Formes : le registre laudatif appartient au genre épidictique de la rhétorique
classique. On y retrouve ainsi les procédés oratoires capables
de provoquer l'adhésion morale du public aux vertus qu'on entreprend
de prôner : modalisateurs de la certitude, exclamations admiratives, énumérations
de qualités et avantages. On veillera à dépister les antiphrases
qui marquent ce registre lorsque l'intention est ironique (éloge paradoxal).
Exemple : le registre laudatif dans le genre polémique :
Molière, Dom Juan (V, 2), 1665.
8/ Le lyrique :
Vocabulaire : on trouvera dans ce registre
tout le vocabulaire de l'émotion en relation avec les grands thèmes
lyriques (voyez notre notice sur le genre lyrique) : amour, mélancolie,
nostalgie, bonheur, extase, communion avec la nature...
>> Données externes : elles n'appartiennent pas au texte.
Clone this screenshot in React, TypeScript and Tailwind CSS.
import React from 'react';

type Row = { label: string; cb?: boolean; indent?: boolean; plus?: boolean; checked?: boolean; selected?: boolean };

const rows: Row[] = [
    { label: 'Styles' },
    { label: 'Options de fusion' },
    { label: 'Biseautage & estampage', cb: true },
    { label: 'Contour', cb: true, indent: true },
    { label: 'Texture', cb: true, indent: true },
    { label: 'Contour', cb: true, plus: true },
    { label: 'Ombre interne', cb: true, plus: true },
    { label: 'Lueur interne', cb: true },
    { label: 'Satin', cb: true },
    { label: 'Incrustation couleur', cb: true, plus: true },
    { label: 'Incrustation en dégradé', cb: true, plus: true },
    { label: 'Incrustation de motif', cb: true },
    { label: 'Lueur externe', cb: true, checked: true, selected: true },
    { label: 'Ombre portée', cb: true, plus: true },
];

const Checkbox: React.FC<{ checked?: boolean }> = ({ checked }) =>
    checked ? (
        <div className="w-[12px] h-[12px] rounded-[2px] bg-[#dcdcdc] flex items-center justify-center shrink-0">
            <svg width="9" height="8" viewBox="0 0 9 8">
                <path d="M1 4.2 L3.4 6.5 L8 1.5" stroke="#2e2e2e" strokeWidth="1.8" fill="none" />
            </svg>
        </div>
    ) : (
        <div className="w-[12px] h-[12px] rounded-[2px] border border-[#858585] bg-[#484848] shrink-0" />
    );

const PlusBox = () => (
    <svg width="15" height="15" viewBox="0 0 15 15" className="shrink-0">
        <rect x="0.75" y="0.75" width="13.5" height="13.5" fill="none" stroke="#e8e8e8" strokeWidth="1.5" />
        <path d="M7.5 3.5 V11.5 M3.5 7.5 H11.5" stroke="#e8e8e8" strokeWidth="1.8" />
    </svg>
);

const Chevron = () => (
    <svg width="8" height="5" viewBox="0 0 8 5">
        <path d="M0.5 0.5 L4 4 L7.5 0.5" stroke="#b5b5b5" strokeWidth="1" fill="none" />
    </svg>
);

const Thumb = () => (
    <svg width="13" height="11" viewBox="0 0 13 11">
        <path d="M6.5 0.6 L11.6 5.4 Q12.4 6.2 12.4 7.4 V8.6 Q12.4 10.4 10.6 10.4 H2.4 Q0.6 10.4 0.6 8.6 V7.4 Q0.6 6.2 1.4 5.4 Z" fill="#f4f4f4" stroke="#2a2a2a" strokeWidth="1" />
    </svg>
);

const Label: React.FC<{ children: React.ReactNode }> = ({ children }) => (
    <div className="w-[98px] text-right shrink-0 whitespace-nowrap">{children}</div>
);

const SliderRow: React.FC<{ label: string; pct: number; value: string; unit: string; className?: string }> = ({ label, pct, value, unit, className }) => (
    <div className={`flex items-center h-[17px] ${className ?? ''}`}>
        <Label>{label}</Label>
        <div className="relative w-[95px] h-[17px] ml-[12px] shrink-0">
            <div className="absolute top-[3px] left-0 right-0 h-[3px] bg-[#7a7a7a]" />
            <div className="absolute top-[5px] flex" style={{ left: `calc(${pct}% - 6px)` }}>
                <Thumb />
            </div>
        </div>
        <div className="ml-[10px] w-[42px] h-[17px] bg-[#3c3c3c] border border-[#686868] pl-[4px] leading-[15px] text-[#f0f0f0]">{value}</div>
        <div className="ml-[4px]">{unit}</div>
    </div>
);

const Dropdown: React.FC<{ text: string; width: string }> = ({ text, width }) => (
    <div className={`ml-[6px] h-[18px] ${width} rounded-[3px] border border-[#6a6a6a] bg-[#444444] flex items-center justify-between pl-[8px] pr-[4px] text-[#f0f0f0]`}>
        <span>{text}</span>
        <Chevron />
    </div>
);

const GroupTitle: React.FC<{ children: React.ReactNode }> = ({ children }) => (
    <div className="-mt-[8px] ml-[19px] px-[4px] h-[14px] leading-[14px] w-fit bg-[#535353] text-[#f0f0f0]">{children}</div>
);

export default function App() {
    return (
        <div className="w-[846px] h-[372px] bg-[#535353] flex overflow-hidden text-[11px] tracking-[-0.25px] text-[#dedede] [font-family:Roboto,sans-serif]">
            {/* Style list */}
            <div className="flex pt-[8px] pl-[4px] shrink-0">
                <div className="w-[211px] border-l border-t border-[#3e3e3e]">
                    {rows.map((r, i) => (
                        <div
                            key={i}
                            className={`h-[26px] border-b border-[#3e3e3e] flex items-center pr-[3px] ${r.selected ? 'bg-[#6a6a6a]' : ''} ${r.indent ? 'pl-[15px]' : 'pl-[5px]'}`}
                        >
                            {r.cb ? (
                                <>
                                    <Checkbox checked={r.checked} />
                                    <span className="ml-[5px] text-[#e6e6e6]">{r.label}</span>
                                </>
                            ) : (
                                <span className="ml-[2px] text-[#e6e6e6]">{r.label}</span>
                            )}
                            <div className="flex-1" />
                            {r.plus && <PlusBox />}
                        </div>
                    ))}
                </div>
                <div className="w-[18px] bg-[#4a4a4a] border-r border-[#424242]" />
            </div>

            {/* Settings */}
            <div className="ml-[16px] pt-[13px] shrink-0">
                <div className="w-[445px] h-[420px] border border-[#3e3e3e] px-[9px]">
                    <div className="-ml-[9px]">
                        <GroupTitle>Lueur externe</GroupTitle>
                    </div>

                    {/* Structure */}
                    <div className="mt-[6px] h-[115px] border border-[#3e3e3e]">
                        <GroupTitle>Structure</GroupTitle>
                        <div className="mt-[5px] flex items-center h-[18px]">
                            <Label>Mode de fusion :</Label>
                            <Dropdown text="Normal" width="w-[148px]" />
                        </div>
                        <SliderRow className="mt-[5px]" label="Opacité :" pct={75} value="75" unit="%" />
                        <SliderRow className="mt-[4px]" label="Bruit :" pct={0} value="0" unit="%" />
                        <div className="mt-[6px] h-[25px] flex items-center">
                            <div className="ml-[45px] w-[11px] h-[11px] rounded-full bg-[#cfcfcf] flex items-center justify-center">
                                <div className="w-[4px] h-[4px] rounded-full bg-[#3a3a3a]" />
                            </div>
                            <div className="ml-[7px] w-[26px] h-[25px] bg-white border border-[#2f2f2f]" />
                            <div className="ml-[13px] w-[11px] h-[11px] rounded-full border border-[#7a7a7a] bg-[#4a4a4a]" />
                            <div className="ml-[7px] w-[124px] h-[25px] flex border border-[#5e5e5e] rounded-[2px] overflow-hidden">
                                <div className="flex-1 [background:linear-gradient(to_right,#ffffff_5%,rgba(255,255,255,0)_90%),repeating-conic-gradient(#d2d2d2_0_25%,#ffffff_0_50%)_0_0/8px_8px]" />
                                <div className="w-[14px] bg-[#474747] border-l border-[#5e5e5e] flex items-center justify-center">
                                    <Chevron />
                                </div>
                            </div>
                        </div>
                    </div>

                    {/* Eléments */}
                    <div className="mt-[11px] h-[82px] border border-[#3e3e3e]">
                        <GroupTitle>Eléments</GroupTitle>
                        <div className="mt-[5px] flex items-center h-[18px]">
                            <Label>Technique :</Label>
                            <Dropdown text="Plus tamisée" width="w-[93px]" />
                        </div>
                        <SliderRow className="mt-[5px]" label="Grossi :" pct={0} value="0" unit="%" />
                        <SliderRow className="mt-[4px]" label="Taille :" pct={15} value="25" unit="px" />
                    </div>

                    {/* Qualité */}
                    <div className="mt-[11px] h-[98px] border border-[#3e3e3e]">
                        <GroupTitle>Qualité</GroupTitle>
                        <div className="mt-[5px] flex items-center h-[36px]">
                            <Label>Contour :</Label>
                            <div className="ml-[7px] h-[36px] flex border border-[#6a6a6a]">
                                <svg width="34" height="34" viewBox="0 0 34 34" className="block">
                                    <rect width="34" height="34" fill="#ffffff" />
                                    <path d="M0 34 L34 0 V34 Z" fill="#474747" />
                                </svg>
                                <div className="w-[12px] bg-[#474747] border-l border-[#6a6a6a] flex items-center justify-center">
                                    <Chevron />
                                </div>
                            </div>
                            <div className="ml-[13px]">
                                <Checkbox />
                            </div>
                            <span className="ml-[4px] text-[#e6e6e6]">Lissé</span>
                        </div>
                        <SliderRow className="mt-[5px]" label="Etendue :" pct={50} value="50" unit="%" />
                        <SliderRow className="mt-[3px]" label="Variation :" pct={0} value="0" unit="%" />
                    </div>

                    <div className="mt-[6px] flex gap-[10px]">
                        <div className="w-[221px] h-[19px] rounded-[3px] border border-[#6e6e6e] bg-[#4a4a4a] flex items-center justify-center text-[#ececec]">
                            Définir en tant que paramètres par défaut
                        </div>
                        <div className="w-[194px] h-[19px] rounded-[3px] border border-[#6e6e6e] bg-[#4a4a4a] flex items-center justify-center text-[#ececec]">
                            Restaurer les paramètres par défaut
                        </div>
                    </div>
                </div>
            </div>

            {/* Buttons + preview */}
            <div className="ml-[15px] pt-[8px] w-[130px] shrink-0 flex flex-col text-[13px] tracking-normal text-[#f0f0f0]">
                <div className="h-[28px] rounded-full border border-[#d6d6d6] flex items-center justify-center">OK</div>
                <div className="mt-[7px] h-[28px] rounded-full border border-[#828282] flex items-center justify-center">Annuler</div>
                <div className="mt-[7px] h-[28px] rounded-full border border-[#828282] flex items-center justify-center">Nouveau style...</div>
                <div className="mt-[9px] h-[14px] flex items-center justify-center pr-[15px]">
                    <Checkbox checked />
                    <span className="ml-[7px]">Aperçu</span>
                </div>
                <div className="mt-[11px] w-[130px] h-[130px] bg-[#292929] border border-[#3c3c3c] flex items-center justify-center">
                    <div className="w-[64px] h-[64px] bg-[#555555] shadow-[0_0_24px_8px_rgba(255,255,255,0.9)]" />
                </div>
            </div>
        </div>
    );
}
Formes : la fonction expressive est évidemment dominante (forte implication
du pronom je) et alterne avec la fonction impressive qui mobilise le récepteur
et l'invite à partager la ferveur. Pour suggérer l'intensité
des émotions éprouvées, les tournures exclamatives (invocations,
apostrophes) ou interrogatives sont fréquentes, ainsi que les figures
de l'insistance (anaphores, hyperboles, gradations). La syntaxe est enfin soucieuse
de musicalité (cadences du vers, ampleur de la phrase).
Exemple : le registre lyrique dans le roman :
Albert Cohen, Belle du Seigneur, III, 1968.
9/ Le registre oratoire :
Formes : ce registre est étymologiquement
associé à la prière (voir notre notice sur le genre oratoire
et définition et exemple sur la page consacrée aux registres du
texte argumentatif.) Il reste de cette origine une évidente vocation
du registre oratoire pour le discours public capable de mobiliser l'auditoire.
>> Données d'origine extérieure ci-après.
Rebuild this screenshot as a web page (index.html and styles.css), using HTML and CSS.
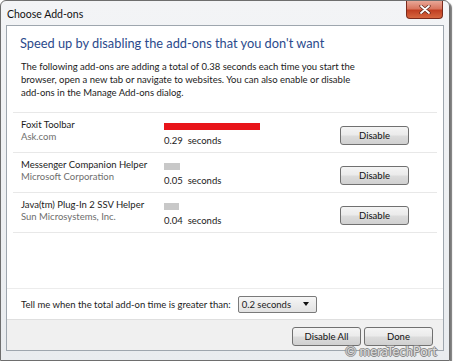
FILE: index.html
```html
<!DOCTYPE html>
<html lang="en">
<head>
  <meta charset="UTF-8">
  <title>Choose Add-ons</title>
  <link rel="stylesheet" href="styles.css">
</head>
<body>

  <div class="window">
    <div class="titlebar">
      <span class="title">Choose Add-ons</span>
      <button class="close-btn" aria-label="Close">
        <svg width="12" height="9" viewBox="0 0 12 9">
          <path d="M2 1 L10 8 M10 1 L2 8" stroke="#5a2418" stroke-width="3.2" stroke-linecap="round"/>
          <path d="M2 1 L10 8 M10 1 L2 8" stroke="#fff" stroke-width="1.8" stroke-linecap="round"/>
        </svg>
      </button>
    </div>

    <div class="panel">
      <div class="content">
        <h1 class="instruction">Speed up by disabling the add-ons that you don't want</h1>
        <p class="intro">The following add-ons are adding a total of 0.38 seconds each time you start the browser, open a new tab or navigate to websites. You can also enable or disable add-ons in the Manage Add-ons dialog.</p>

        <div class="addons" id="addon-list"></div>

        <div class="threshold">
          <span>Tell me when the total add-on time is greater than:</span>
          <div class="select">
            <span>0.2 seconds</span>
            <span class="caret"></span>
          </div>
        </div>
      </div>

      <div class="footer">
        <button class="btn">Disable All</button>
        <button class="btn">Done</button>
      </div>
    </div>

    <div class="watermark">© meraTechPort</div>
  </div>

  <script>
    // add-ons and their load time
    const addons = [
      { name: "Foxit Toolbar", company: "Ask.com", time: 0.29, bar: 96, slow: true },
      { name: "Messenger Companion Helper", company: "Microsoft Corporation", time: 0.05, bar: 16, slow: false },
      { name: "Java(tm) Plug-In 2 SSV Helper", company: "Sun Microsystems, Inc.", time: 0.04, bar: 15, slow: false }
    ];

    const list = document.getElementById("addon-list");
    addons.forEach(a => {
      list.innerHTML += `
        <div class="addon">
          <div class="addon-info">
            <div class="addon-name">${a.name}</div>
            <div class="addon-company">${a.company}</div>
          </div>
          <div class="addon-time">
            <div class="bar ${a.slow ? 'slow' : ''}" style="width: ${a.bar}px"></div>
            <div class="seconds">${a.time.toFixed(2)}&nbsp; seconds</div>
          </div>
          <button class="btn">Disable</button>
        </div>
      `;
    });
  </script>
</body>
</html>
```

FILE: styles.css
```css
body {
  margin: 0;
  background: #fff;
  font-family: 'Lato', 'Noto Sans', sans-serif;
  font-size: 9.5px;
  color: #1b1b1b;
}

.window {
  position: relative;
  width: 438px;
  height: 350px;
  padding: 0 5px 9px 5px;
  border: 1px solid #6e6e6e;
  border-radius: 6px 6px 0 0;
  background: linear-gradient(#f3f4f6, #e9ecef);
  box-shadow: 2px 2px 1px #7a7a7a;
  display: flex;
  flex-direction: column;
}

.titlebar {
  height: 24px;
  display: flex;
  align-items: flex-start;
  justify-content: space-between;
}

.title {
  margin-top: 7px;
  margin-left: 1px;
  font-size: 10.5px;
  color: #111;
}

.close-btn {
  width: 37px;
  height: 18px;
  margin-right: 1px;
  padding: 0;
  border: 1px solid #7a2a1c;
  border-top: none;
  border-radius: 0 0 4px 4px;
  background: linear-gradient(#e9a797 0%, #d9765f 45%, #c13f22 55%, #d6663f 100%);
  display: flex;
  align-items: center;
  justify-content: center;
}

.panel {
  flex: 1;
  display: flex;
  flex-direction: column;
  background: #fff;
  border: 1px solid #9ea6ae;
}

.content {
  flex: 1;
  display: flex;
  flex-direction: column;
}

.instruction {
  margin: 7px 0 0 13px;
  font-size: 12.8px;
  line-height: 20px;
  font-weight: normal;
  color: #2b4a8c;
}

.intro {
  margin: 7px 0 0 14px;
  width: 345px;
  line-height: 13px;
}

.addons {
  margin: 13px 6px 0 6px;
  border-top: 1px solid #e8e8e8;
}

.addon {
  height: 40px;
  box-sizing: border-box;
  padding: 6px 0 0 8px;
  border-bottom: 1px solid #e8e8e8;
  display: flex;
}

.addon-info {
  width: 143px;
  line-height: 12px;
}

.addon-company {
  color: #6e6e6e;
}

.addon-time {
  width: 176px;
}

.bar {
  height: 7px;
  margin-top: 4px;
  background: #c8c8c8;
}

.bar.slow {
  background: #e8141a;
}

.seconds {
  margin-top: 5px;
  line-height: 12px;
}

.btn {
  width: 69px;
  height: 19px;
  padding: 0;
  border: 1px solid #707070;
  border-radius: 3px;
  background: linear-gradient(#f4f4f4 0%, #ebebeb 48%, #dcdcdc 52%, #d0d0d0 100%);
  font-family: 'Lato', 'Noto Sans', sans-serif;
  font-size: 9.5px;
  color: #111;
}

.addon .btn {
  margin-top: 7px;
}

.threshold {
  margin-top: auto;
  height: 30px;
  padding-left: 14px;
  border-top: 1px solid #ececec;
  display: flex;
  align-items: center;
  gap: 7px;
}

.select {
  width: 71px;
  height: 15px;
  padding: 0 3px;
  border: 1px solid #7a7a7a;
  border-radius: 2px;
  background: linear-gradient(#f6f6f6, #e2e2e2);
  display: flex;
  align-items: center;
  justify-content: space-between;
}

.caret {
  width: 0;
  height: 0;
  margin-right: 4px;
  border-left: 3px solid transparent;
  border-right: 3px solid transparent;
  border-top: 4px solid #111;
}

.footer {
  height: 31px;
  padding: 7px 10px 0 0;
  box-sizing: border-box;
  background: #f0f0f0;
  border-top: 1px solid #dfdfdf;
  display: flex;
  justify-content: flex-end;
  align-items: flex-start;
  gap: 3px;
}

.watermark {
  position: absolute;
  right: 12px;
  bottom: 1px;
  font-size: 13px;
  color: #dcdcdc;
  text-shadow: -1px 0 #8a8a8a, 1px 0 #8a8a8a, 0 -1px #8a8a8a, 0 1px #8a8a8a;
}
```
Il peut y parvenir par le souci de persuader plus que de convaincre, sûr
de faire partager l'émotion par toutes les ressources du verbe (voyez
notre page sur Plaidoyer et réquisitoire) : ampleur de la phrase (période),
choix évocateur des images, prises à partie de l'auditoire (apostrophes,
questions rhétoriques).
Exemple : le registre oratoire dans le roman :
Gustave Flaubert : Madame Bovary, 1857.